Mao's foreign policy earned him friends in such countries as Albania, where Enver Hoxha ruled with an iron hand. It led to openings in Africa, where Zhou En-lai toured extensively in 1964. That China could not be ignored was acknowledged by French President Charles de Gaulle, whose government accorded diplomatic recognition to Beijing in 1964, the very year in which the Chinese exploded an atomic bomb and so joined the nuclear club. And yet there were the flaws, grave ones, which defined Chinese foreign policy under Mao.

In October 1962, an unprovoked attack on and incursion into India by the Chinese military put paid to the friendship which till then had underscored relations between Beijing and Delhi. The consequences of that rash move are yet being felt, with India and China remaining wary in their approach to each other at every level. In 1971, for all their expressions of solidarity with nations struggling to free themselves of colonialism, Mao Zedong and his government singularly failed to identify with the cause of Bangladesh's freedom from Pakistan.

Unbridled opportunism was at work, with the Chinese unwilling to upset an opening to ties with Richard Nixon's Washington.
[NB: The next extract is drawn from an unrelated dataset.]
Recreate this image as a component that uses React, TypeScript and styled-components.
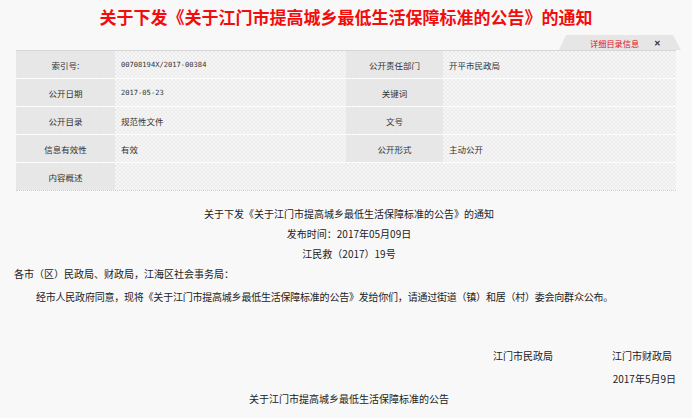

Beijing did not endear itself to Bengalis by its veto of Bangladesh's application for membership of the United Nations. Nor did it do credit to itself by withholding recognition of Bangladesh's sovereign entity until the assassination of Bangabandhu Sheikh Mujibur Rahman. After September 1965, China suffered a setback in Indonesia, where it had enjoyed warm relations with President Sukarno's government, when General Suharto's pro-West regime went after Indonesia's communists ruthlessly, effectively shutting the doors to any dealings with Beijing.

Four decades and seven years after his death, Mao Zedong remains a formidable force in modern Chinese history. His detractors in the West have condemned him as a dictator, as one whose policies led to the death of millions of Chinese. The truth is larger, which is that Xi Jinping is where he is today because Mao Zedong prepared the ground for his successors.